The Soft Side of Leadership // Positively Speaking // Mark Wilson

Excellent leaders must develop two sides of leadership: The Hard Side and the Soft Side.

In last week’s column, we examined the hard side of leadership. This is the aspect that calls us to make the difficult decisions which are necessary if the organization is going to move forward. It includes vision, structure, and growth. The hard side of leadership is the thrust that pushes us upward and forward.

Many “models” of leadership are the “hard side” types such as General Patton, Coach Lombardi, and Jack Welch. These men, all great leaders in their own right, should be viewed as the exception, however, rather than the model.

In the national bestseller, Good to Great, Jim Collins revealed an amazing discovery. Studying 28 companies that grew from mediocrity to greatness, he found that the CEO’s of these organizations were not the ego driven “larger than life” types. Instead, the companies were led by ordinary people who portrayed an extra dose of humility (accompanied with bulldog determination.)

Daniel Goleman, in Primal Leadership, said the same thing. The bombastic, brutal, win-at-any-costs leadership style is not helpful in the long run. Although it may accomplish temporary results, this pattern of leading won’t sustain growth. People don’t like dictators.

So there’s another side — the soft side of leadership — which must be developed. This is the relational part of leading effectively.

Whenever people are involved, it is vital to tend to relationships. People are more important than programs.

The soft side of leadership is more accurately called “Leading by Love” or, perhaps, “Servant hood.”

When we lead by love, we are in the business of building people rather than bossing them. Our focus is on helping others rather than using them. The climate is one of empowerment rather than control.

There are many people in leadership positions who do not understand this important fact. They have “over-developed” the hard side of leadership, while the soft side barely functioning. It’s not much fun to work for people like that.

How do you develop the soft side of leadership?

1. Choose to lead from beneath. Instead of viewing yourself as “over” your subordinates, why not switch it around? Think of them as “over” you! Your job, then, is to bless, encourage, inspire and help them in their tasks. This is the great leadership lesson Jesus was making when he picked up a towel and began to wash feet. Foot washing was not in his job description, but he wanted his disciples to understand that the path to greatness is through serving.

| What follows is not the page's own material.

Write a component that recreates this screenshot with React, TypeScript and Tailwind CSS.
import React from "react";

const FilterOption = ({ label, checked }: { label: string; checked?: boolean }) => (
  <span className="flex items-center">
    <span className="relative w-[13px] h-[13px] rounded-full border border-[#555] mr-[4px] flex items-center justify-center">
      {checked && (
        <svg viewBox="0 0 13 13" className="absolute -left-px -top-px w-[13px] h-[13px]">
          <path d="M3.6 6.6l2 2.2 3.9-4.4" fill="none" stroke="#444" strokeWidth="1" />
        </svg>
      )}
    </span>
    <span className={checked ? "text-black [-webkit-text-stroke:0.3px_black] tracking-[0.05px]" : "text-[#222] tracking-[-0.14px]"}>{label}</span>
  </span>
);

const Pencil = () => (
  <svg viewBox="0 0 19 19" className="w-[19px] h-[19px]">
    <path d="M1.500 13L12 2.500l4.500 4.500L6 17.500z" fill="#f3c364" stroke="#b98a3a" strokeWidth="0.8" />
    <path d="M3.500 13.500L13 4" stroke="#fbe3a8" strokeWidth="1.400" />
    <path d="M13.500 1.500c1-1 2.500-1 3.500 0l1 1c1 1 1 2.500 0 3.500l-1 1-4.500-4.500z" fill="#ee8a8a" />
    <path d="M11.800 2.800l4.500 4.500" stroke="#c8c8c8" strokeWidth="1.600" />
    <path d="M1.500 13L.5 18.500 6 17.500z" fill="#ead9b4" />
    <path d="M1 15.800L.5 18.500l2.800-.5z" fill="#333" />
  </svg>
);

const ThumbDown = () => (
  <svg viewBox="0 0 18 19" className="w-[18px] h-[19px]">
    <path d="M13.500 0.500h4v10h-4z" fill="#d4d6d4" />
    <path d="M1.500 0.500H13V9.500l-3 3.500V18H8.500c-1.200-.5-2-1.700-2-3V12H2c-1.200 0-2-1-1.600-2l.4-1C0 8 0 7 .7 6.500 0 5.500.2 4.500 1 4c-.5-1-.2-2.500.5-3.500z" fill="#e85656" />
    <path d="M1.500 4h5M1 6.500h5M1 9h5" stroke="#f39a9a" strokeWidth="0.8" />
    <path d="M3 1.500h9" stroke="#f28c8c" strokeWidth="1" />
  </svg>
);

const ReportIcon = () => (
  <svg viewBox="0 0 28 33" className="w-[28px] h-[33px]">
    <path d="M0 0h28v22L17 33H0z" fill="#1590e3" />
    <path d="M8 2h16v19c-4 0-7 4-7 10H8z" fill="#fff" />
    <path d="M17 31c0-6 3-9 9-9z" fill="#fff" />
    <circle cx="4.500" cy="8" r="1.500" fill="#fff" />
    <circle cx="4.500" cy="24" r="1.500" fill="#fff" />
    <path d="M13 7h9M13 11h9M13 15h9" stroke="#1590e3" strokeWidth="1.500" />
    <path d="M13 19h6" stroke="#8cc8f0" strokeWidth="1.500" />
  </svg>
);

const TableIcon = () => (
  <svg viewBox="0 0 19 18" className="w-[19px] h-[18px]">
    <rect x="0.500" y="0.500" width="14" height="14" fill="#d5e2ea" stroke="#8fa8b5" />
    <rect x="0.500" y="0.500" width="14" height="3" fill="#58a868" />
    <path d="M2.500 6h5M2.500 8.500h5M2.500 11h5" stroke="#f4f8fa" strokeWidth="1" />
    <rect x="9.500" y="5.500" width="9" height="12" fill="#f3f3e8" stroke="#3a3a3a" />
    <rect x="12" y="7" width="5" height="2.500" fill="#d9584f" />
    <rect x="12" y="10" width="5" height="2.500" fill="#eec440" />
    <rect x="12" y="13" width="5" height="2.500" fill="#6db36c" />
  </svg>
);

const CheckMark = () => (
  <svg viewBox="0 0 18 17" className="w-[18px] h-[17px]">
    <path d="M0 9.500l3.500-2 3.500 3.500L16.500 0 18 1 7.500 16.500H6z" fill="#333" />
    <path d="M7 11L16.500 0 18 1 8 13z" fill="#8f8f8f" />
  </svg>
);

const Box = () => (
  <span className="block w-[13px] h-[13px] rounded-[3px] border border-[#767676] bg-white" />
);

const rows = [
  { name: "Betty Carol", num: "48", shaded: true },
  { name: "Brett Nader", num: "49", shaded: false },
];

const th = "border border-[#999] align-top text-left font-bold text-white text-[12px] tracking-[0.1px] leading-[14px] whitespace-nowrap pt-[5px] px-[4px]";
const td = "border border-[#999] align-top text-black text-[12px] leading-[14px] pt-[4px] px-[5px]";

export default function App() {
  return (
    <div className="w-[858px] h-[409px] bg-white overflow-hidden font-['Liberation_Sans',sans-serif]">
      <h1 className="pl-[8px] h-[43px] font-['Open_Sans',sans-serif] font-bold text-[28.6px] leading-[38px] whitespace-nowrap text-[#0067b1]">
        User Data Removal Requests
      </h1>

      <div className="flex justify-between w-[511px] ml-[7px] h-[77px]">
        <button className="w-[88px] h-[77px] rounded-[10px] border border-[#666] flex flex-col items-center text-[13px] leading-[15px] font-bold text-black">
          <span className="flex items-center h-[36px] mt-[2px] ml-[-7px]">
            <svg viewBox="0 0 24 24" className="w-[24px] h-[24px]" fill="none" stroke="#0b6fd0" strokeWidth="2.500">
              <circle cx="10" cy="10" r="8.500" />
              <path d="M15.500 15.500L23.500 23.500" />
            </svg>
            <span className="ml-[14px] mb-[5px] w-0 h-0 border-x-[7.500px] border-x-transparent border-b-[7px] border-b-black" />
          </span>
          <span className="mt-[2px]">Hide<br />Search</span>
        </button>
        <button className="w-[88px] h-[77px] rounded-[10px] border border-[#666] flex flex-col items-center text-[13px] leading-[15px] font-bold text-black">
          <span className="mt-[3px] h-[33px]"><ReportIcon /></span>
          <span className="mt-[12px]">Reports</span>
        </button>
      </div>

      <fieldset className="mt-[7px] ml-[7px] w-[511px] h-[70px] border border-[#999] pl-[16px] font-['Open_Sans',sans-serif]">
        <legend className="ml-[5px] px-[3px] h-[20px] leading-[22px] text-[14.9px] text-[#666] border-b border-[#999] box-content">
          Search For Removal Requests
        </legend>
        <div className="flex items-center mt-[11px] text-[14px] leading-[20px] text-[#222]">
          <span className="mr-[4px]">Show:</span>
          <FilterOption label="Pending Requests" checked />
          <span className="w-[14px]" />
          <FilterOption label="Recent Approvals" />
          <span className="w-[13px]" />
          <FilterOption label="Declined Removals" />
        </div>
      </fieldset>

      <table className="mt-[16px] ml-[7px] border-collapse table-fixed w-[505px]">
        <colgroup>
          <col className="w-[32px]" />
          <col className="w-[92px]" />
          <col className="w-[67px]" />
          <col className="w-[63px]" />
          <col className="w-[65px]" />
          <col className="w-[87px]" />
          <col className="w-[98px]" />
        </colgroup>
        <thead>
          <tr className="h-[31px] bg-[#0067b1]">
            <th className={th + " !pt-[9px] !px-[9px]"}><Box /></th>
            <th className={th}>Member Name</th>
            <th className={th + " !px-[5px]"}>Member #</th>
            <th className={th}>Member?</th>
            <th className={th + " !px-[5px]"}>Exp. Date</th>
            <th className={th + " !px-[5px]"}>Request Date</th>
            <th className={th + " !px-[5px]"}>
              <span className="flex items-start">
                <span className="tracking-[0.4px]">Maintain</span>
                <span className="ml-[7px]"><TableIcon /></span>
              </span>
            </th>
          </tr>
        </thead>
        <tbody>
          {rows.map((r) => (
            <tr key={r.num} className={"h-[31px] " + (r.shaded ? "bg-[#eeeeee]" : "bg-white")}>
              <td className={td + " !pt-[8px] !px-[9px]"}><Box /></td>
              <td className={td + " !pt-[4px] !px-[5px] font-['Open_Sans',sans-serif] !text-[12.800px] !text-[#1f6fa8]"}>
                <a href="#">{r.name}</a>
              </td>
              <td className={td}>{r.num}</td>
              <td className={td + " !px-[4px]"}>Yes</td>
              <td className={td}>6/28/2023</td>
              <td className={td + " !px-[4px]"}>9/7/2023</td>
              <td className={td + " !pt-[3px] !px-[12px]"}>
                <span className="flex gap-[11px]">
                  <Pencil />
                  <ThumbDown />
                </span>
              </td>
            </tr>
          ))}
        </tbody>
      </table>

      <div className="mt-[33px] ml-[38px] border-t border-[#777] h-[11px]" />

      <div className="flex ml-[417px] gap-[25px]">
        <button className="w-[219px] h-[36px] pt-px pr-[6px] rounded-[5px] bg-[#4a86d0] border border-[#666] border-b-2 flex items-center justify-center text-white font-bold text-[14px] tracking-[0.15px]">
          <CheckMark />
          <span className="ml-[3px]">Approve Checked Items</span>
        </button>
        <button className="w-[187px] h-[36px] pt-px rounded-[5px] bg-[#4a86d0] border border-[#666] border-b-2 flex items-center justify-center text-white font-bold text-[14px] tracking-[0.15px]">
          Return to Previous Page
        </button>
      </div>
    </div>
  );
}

2. Think like a V.I.P. host. How would your behavior change if you viewed the people around you as genuine V.I.P.’s rather than just commoners. Actually, your family, friends and co-workers ARE Very Important People. In fact, they’re more important than the individuals you see on TV. They add tremendous value to your life. How are you treating your everyday V.I.P.’s? Are you looking at the people around you as 10’s, or have they shriveled down to 1’s, 2’s and 3’s?

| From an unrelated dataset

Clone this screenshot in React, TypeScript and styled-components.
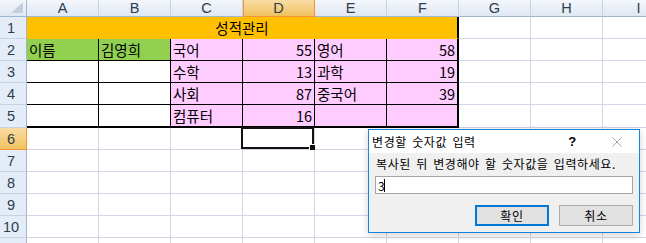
import React from 'react'
import styled, { createGlobalStyle } from 'styled-components'

const GRID = '#d0d7e5'
const HEAD_LINE = '#9eb6ce'
const HEAD_SEP = '#c5d3e4'
const ORANGE = '#ffc000'
const GREEN = '#92d050'
const PINK = '#ffccff'

type Edge = 'grid' | 'thin' | 'thick' | 'fill'

const edge = (e: Edge, bg: string) => {
  if (e === 'thick') return '2px solid #000'
  if (e === 'thin') return '1px solid #000'
  if (e === 'fill') return `1px solid ${bg}`
  return `1px solid ${GRID}`
}

const GlobalStyle = createGlobalStyle`
  html, body {
    margin: 0;
    padding: 0;
    background: #fff;
  }
  body {
    width: 646px;
    height: 243px;
    overflow: hidden;
    font-family: "Noto Sans CJK KR", sans-serif;
  }
`

const Sheet = styled.div`
  position: relative;
  width: 646px;
  height: 243px;
  overflow: hidden;
  display: grid;
  grid-template-columns: 27px repeat(9, 72px);
  grid-template-rows: 17px repeat(4, 22px) 23px repeat(6, 22px);
`

const Corner = styled.div`
  position: relative;
  box-sizing: border-box;
  background: linear-gradient(to bottom, #f4f7fc, #dfe7f2);
  border-right: 1px solid ${HEAD_LINE};
  border-bottom: 1px solid ${HEAD_LINE};

  &::after {
    content: '';
    position: absolute;
    right: 3px;
    bottom: 3px;
    width: 0;
    height: 0;
    border-left: 12px solid transparent;
    border-bottom: 11px solid #c3cfde;
  }
`

const ColHead = styled.div<{ $active?: boolean }>`
  box-sizing: border-box;
  display: flex;
  align-items: center;
  justify-content: center;
  font-family: "Liberation Sans", Arial, sans-serif;
  font-size: 14.5px;
  color: #2f3d4c;
  background: ${({ $active }) =>
    $active ? 'linear-gradient(to bottom, #f9dca4, #f1c15f)' : 'linear-gradient(to bottom, #f4f7fc, #dfe7f2)'};
  border-right: 1px solid ${({ $active }) => ($active ? '#f29536' : HEAD_SEP)};
  border-bottom: 1px solid ${({ $active }) => ($active ? '#f29536' : HEAD_LINE)};
  ${({ $active }) => ($active ? 'box-shadow: inset 1px 0 0 #f29536;' : '')}
`

const RowHead = styled.div<{ $active?: boolean }>`
  box-sizing: border-box;
  display: flex;
  align-items: center;
  justify-content: center;
  padding-right: 4px;
  font-family: "Liberation Sans", Arial, sans-serif;
  font-size: 14.5px;
  color: #2f3d4c;
  background: ${({ $active }) => ($active ? 'linear-gradient(to bottom, #f9dca4, #f1c15f)' : '#e4ecf7')};
  border-right: 1px solid ${({ $active }) => ($active ? '#f29536' : HEAD_LINE)};
  border-bottom: 1px solid ${({ $active }) => ($active ? '#f29536' : HEAD_SEP)};
`

const Cell = styled.div<{ $bg: string; $right: Edge; $bottom: Edge; $align: string; $span: number }>`
  position: relative;
  box-sizing: border-box;
  grid-column: span ${({ $span }) => $span};
  display: flex;
  align-items: center;
  justify-content: ${({ $align }) => $align};
  padding: 0 2px 0 2px;
  background: ${({ $bg }) => $bg};
  border-right: ${({ $right, $bg }) => edge($right, $bg)};
  border-bottom: ${({ $bottom, $bg }) => edge($bottom, $bg)};
  font-size: 14.5px;
  color: #000;
  white-space: nowrap;
`

const Selection = styled.div`
  position: absolute;
  left: -2px;
  top: -1px;
  right: 0;
  bottom: 0;
  border: 2px solid #111;
`

const FillHandle = styled.div`
  position: absolute;
  right: -3px;
  bottom: -3px;
  width: 5px;
  height: 5px;
  background: #111;
  border: 1px solid #fff;
  border-width: 1px 0 0 1px;
`

const Dialog = styled.div`
  position: absolute;
  left: 368px;
  top: 129px;
  width: 272px;
  height: 104px;
  box-sizing: border-box;
  border: 1px solid #1883d7;
  background: #f0f0f0;
  display: flex;
  flex-direction: column;
  font-family: "Noto Sans CJK KR", sans-serif;
  font-size: 12px;
  letter-spacing: 0.6px;
  word-spacing: 2px;
  color: #000;
  box-shadow: 0 2px 8px rgba(0, 0, 0, 0.18);
`

const TitleBar = styled.div`
  height: 23px;
  flex: none;
  background: #fff;
  display: flex;
  align-items: center;
  padding-left: 3px;
`

const TitleText = styled.div`
  flex: 1;
  line-height: 16px;
`

const TitleButton = styled.div<{ $w: number }>`
  width: ${({ $w }) => $w}px;
  height: 23px;
  display: flex;
  align-items: center;
  justify-content: center;
  font-family: "Liberation Sans", Arial, sans-serif;
  font-weight: bold;
  font-size: 13px;
`

const Body = styled.div`
  flex: 1;
  display: flex;
  flex-direction: column;
  padding: 3px 6px 6px 6px;
`

const Label = styled.div`
  line-height: 16px;
  padding-left: 1px;
`

const Input = styled.div`
  margin-top: 4px;
  height: 18px;
  box-sizing: border-box;
  border: 1px solid #a4a4a4;
  background: #fff;
  display: flex;
  align-items: center;
  padding-left: 2px;
  font-size: 12px;
`

const Caret = styled.span`
  display: inline-block;
  width: 1px;
  height: 13px;
  margin-left: -1px;
  background: #000;
`

const ButtonRow = styled.div`
  margin-top: 11px;
  display: flex;
  justify-content: flex-end;
  gap: 10px;
`

const Button = styled.div<{ $primary?: boolean }>`
  width: 74px;
  height: 21px;
  box-sizing: border-box;
  display: flex;
  align-items: center;
  justify-content: center;
  background: #e1e1e1;
  border: ${({ $primary }) => ($primary ? '2px solid #0078d7' : '1px solid #adadad')};
  font-size: 12px;
`

const COLS = ['A', 'B', 'C', 'D', 'E', 'F', 'G', 'H', 'I']

const TABLE: (string | number)[][] = [
  ['이름', '김영희', '국어', 55, '영어', 58],
  ['', '', '수학', 13, '과학', 19],
  ['', '', '사회', 87, '중국어', 39],
  ['', '', '컴퓨터', 16, '', ''],
]

function CloseIcon() {
  return (
    <svg width="10" height="10" viewBox="0 0 10 10">
      <path d="M0.5 0.5 L9.5 9.5 M9.5 0.5 L0.5 9.5" stroke="#a6a6a6" strokeWidth="1" fill="none" />
    </svg>
  )
}

function GridCells({ from }: { from: number }) {
  return (
    <>
      {COLS.slice(from).map((c) => (
        <Cell key={c} $bg="#fff" $right="grid" $bottom="grid" $align="flex-start" $span={1} />
      ))}
    </>
  )
}

export default function App() {
  return (
    <>
      <GlobalStyle />
      <Sheet>
        <Corner />
        {COLS.map((c) => (
          <ColHead key={c} $active={c === 'D'}>
            {c}
          </ColHead>
        ))}

        <RowHead>1</RowHead>
        <Cell $bg={ORANGE} $right="thick" $bottom="fill" $align="center" $span={6}>
          성적관리
        </Cell>
        <GridCells from={6} />

        {TABLE.map((row, r) => (
          <React.Fragment key={r}>
            <RowHead>{r + 2}</RowHead>
            {row.map((v, c) => {
              const bg = r === 0 && c < 2 ? GREEN : c < 2 ? '#fff' : PINK
              return (
                <Cell
                  key={c}
                  $bg={bg}
                  $right={c === 5 ? 'thick' : 'thin'}
                  $bottom={r === 3 ? 'thick' : 'thin'}
                  $align={typeof v === 'number' ? 'flex-end' : 'flex-start'}
                  $span={1}
                >
                  {v}
                </Cell>
              )
            })}
            <GridCells from={6} />
          </React.Fragment>
        ))}

        <RowHead $active>6</RowHead>
        {COLS.map((c) => (
          <Cell key={c} $bg="#fff" $right="grid" $bottom="grid" $align="flex-start" $span={1}>
            {c === 'D' && (
              <Selection>
                <FillHandle />
              </Selection>
            )}
          </Cell>
        ))}

        {[7, 8, 9, 10].map((n) => (
          <React.Fragment key={n}>
            <RowHead>{n}</RowHead>
            <GridCells from={0} />
          </React.Fragment>
        ))}
        {/* row 11 is only a sliver at the bottom edge */}
        <RowHead />
        <GridCells from={0} />

        <Dialog>
          <TitleBar>
            <TitleText>변경할 숫자값 입력</TitleText>
            <TitleButton $w={45}>?</TitleButton>
            <TitleButton $w={44}>
              <CloseIcon />
            </TitleButton>
          </TitleBar>
          <Body>
            <Label>복사된 뒤 변경해야 할 숫자값을 입력하세요.</Label>
            <Input>
              3<Caret />
            </Input>
            <ButtonRow>
              <Button $primary>확인</Button>
              <Button>취소</Button>
            </ButtonRow>
          </Body>
        </Dialog>
      </Sheet>
    </>
  )
}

3. Motivate, but don’t manipulate. Everybody needs to be inspired, encouraged and motivated — but we hate to be manipulated. There’s a big difference.
Motivation: I get you to do something for your benefit.
Manipulation: I get you to do something for my (selfish) benefit.

The big question here is simple. Are the people around me gaining through my relationship with them? Am I helping them? Stretching them? Blessing them? Lifting them? Do I bring energy into my relationships – or do I drain it away?

Some people bring joy wherever they go. Other folks bring joy when they go!

4. Know deeper to know better. If you know people more deeply, you will know better how to work beside them. For instance, each of our five children is different. Cathy and I are finding that the secret to good parenting discovering the key to each child’s heart. There is not a “cookie cutter” approach to parenting – or to any other kind of leadership. If we know them deeper, we will know better what to do.

Knowing deeper requires listening.

The path to good leadership is loving. The path to loving is understanding. The path to understanding is listening.

Make it your aim to enter every conversation with an “I’m here to hear” attitude, rather than “I’m here to tell.”

It’s the soft side of leadership that shows a heart of compassion. It is the necessary foundation for good morale the spirit of unity.